Set problem:
Below are some records: retype them all exactly, but not the pictures.

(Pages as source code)
------------------------------
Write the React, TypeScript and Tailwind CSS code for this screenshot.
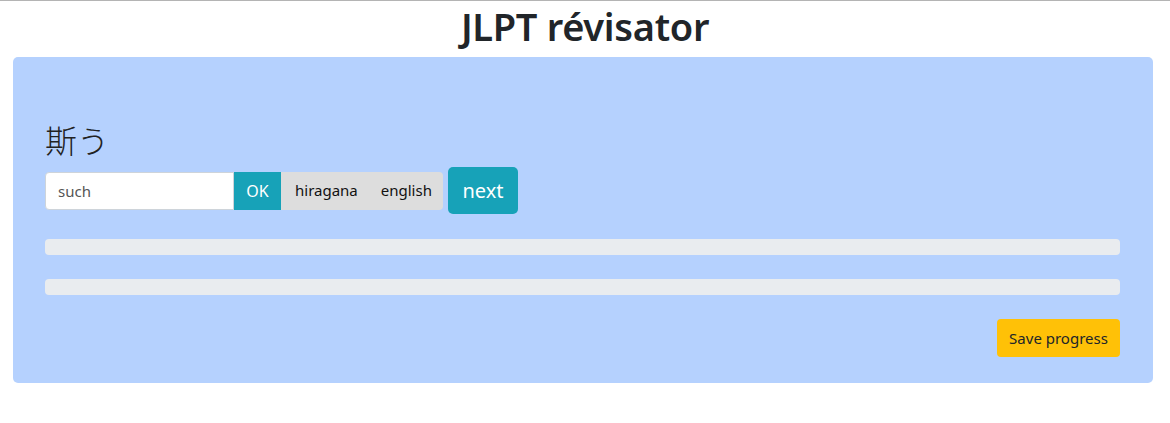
import React from 'react';

const font = { fontFamily: '"Noto Sans", "Open Sans", Arial, sans-serif' };

export default function App() {
  return (
    <div className="min-h-[423px] bg-white border-t border-[#b4b4b4] text-[#212529]" style={font}>
      <h1 className="text-center text-[38px] font-semibold leading-[48px] tracking-[-0.3px] mb-2 pt-[1px] h-[48px]">JLPT révisator</h1>

      <div className="ml-[13px] w-[1140px] rounded-[5px] bg-[#b5d1fe] pl-8 pr-[33px] pt-[63px] pb-[26px]">
        <h2
          className="text-[32px] font-light leading-[39px] mb-2 text-[#222]"
          style={{ fontFamily: '"Noto Sans CJK JP", "Noto Sans", sans-serif' }}
        >
          斯う
        </h2>

        <div className="flex items-center">
          <input
            placeholder="such"
            className="w-[189px] h-[38px] bg-white rounded-l-[4px] border border-[#ced4da] px-3 text-[15px] text-[#495057] placeholder:text-[#555] outline-none"
          />
          <button className="h-[38px] w-[47px] bg-[#17a2b8] text-white text-[16px]">OK</button>
          <div className="flex h-[38px] items-center bg-[#dddddd] rounded-r-[4px] text-[15px] text-[#111]">
            <span className="pl-[14px] pr-[11px]">hiragana</span>
            <span className="pl-[12px] pr-[11px]">english</span>
          </div>
          <button className="ml-[5px] h-[47px] w-[70px] rounded-[5px] bg-[#17a2b8] text-white text-[20px]">next</button>
        </div>

        <div className="mt-[25px] h-4 rounded-[4px] bg-[#e9ecef]" />
        <div className="mt-6 h-4 rounded-[4px] bg-[#e9ecef]" />

        <div className="mt-6 flex justify-end">
          <button className="h-[38px] w-[123px] rounded-[4px] bg-[#ffc107] text-[15px] text-[#212529]">Save progress</button>
        </div>
      </div>
    </div>
  );
}
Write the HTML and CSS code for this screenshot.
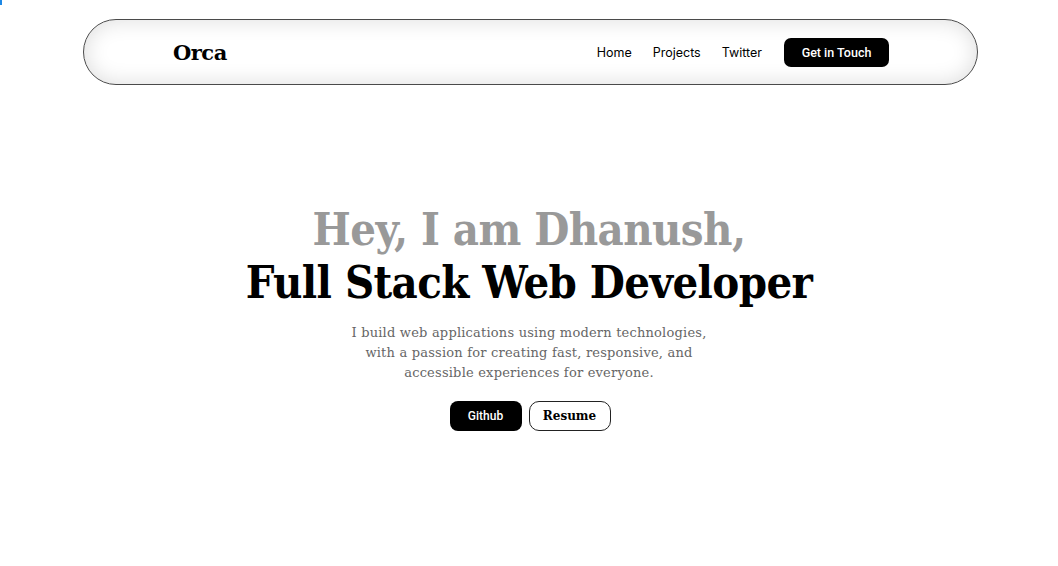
------------------------------
Solution to the problem:
Write the React, TypeScript and Tailwind CSS code for this screenshot.
import React from 'react';

const font = { fontFamily: '"Noto Sans", "Open Sans", Arial, sans-serif' };

export default function App() {
  return (
    <div className="min-h-[423px] bg-white border-t border-[#b4b4b4] text-[#212529]" style={font}>
      <h1 className="text-center text-[38px] font-semibold leading-[48px] tracking-[-0.3px] mb-2 pt-[1px] h-[48px]">JLPT révisator</h1>

      <div className="ml-[13px] w-[1140px] rounded-[5px] bg-[#b5d1fe] pl-8 pr-[33px] pt-[63px] pb-[26px]">
        <h2
          className="text-[32px] font-light leading-[39px] mb-2 text-[#222]"
          style={{ fontFamily: '"Noto Sans CJK JP", "Noto Sans", sans-serif' }}
        >
          斯う
        </h2>

        <div className="flex items-center">
          <input
            placeholder="such"
            className="w-[189px] h-[38px] bg-white rounded-l-[4px] border border-[#ced4da] px-3 text-[15px] text-[#495057] placeholder:text-[#555] outline-none"
          />
          <button className="h-[38px] w-[47px] bg-[#17a2b8] text-white text-[16px]">OK</button>
          <div className="flex h-[38px] items-center bg-[#dddddd] rounded-r-[4px] text-[15px] text-[#111]">
            <span className="pl-[14px] pr-[11px]">hiragana</span>
            <span className="pl-[12px] pr-[11px]">english</span>
          </div>
          <button className="ml-[5px] h-[47px] w-[70px] rounded-[5px] bg-[#17a2b8] text-white text-[20px]">next</button>
        </div>

        <div className="mt-[25px] h-4 rounded-[4px] bg-[#e9ecef]" />
        <div className="mt-6 h-4 rounded-[4px] bg-[#e9ecef]" />

        <div className="mt-6 flex justify-end">
          <button className="h-[38px] w-[123px] rounded-[4px] bg-[#ffc107] text-[15px] text-[#212529]">Save progress</button>
        </div>
      </div>
    </div>
  );
}
Write the HTML and CSS code for this screenshot.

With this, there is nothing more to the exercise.